El gran desastre que dejó el fenómeno de El Niño entre 1997 y 1998 no sirvió de mucho aprendizaje para las autoridades, en especial las seccionales.
Los habitantes siguieron construyendo sus viviendas en las zonas de riesgos, propensas a inundaciones o deslizamientos, porque están cerca de los ríos o sobre el filo de laderas o quebradas.
Lo hicieron con o sin permiso de las autoridades municipales. Incluso, esas construcciones se levantaron frente a sus ojos. Las inundaciones producidas este año solamente con las lluvias normales del invierno han dejado en evidencia a los municipios, pues fueron incapaces de frenar esos nuevos asentamientos. No hay ninguna provincia de la Costa ecuatoriana en la cual no haya poblaciones en peligro por las lluvias.
Ahora, casi 20 años después, tenemos a las puertas un nuevo Niño, del que se disponen las peores referencias: fuerte y destructivo.

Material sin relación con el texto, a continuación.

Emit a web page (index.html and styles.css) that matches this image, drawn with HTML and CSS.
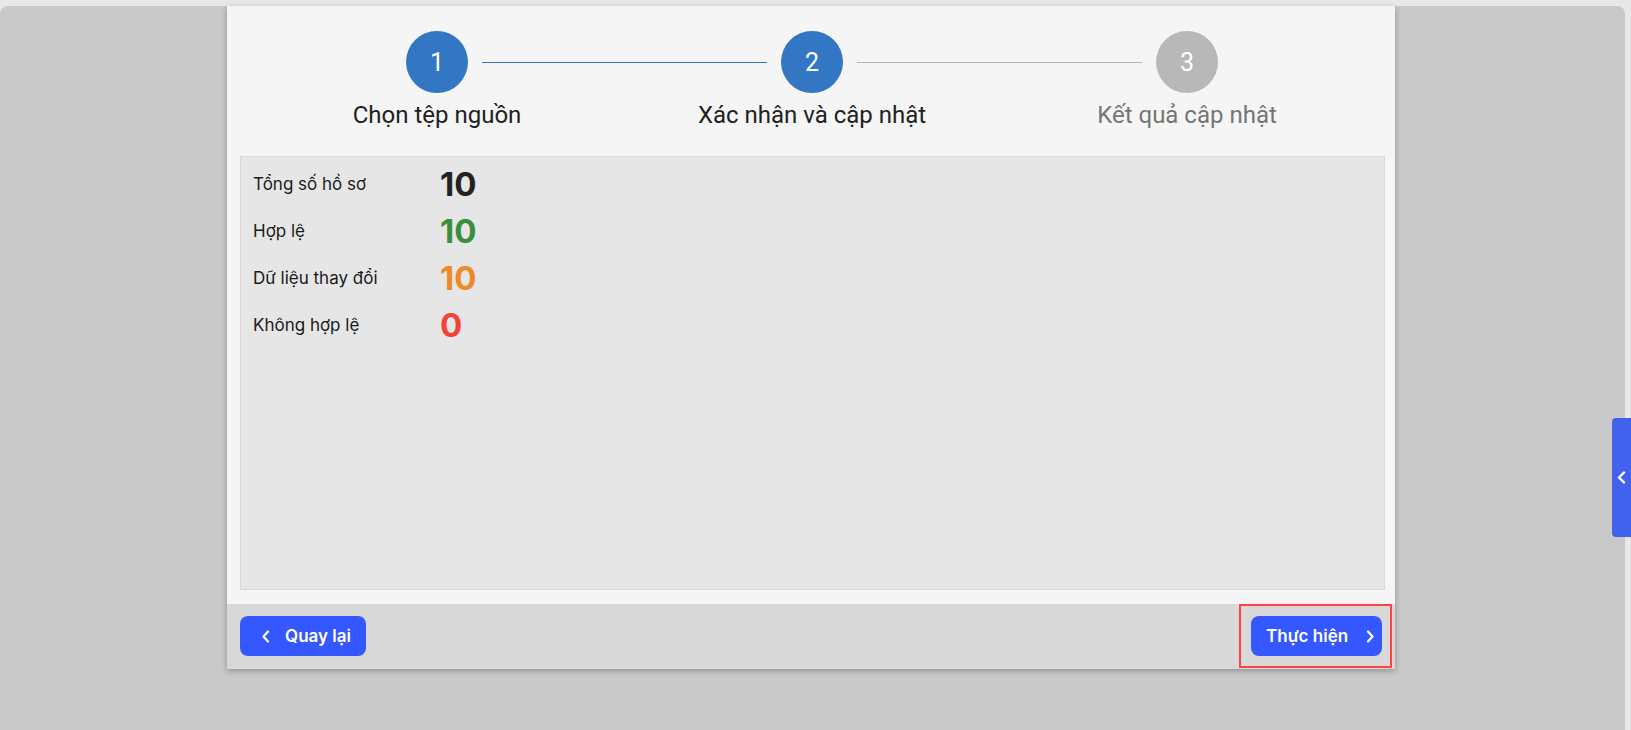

Ante esas predicciones, hemos vuelto la mirada hacia esas zonas amenazadas, cuyos asentamientos bien se pudieron impedir con ordenanzas y decisiones municipales.
En cuatro quinquenios han pasado -por lo menos- cuatro administraciones municipales. La mayoría dejó “invadir” esos sitios.
El impacto de este nuevo Niño sería mucho menor con menos gente viviendo en estos sitios amenazados. Habría menos damnificados, menos daños a la infraestructura, menos dinero perdido… En el último Niño, 7 millones de ecuatorianos fueron afectados.
Las autoridades actuales comenzaron a ver cómo salvar a los habitantes. Algunos ya hicieron sus planes de mitigación y ejecutan trabajos previos para atenuar el impacto; otros están en ese proceso.
No tienen de otra. Sin embargo, eso demuestra que fomentamos más la cultura de la reacción que la de la prevención ante los desastres naturales. El Niño de 1997 fue una oportunidad para aprender y también lo será este nuevo fenómeno. La incógnita es si la sabremos aprovechar, sobre todo las autoridades municipales.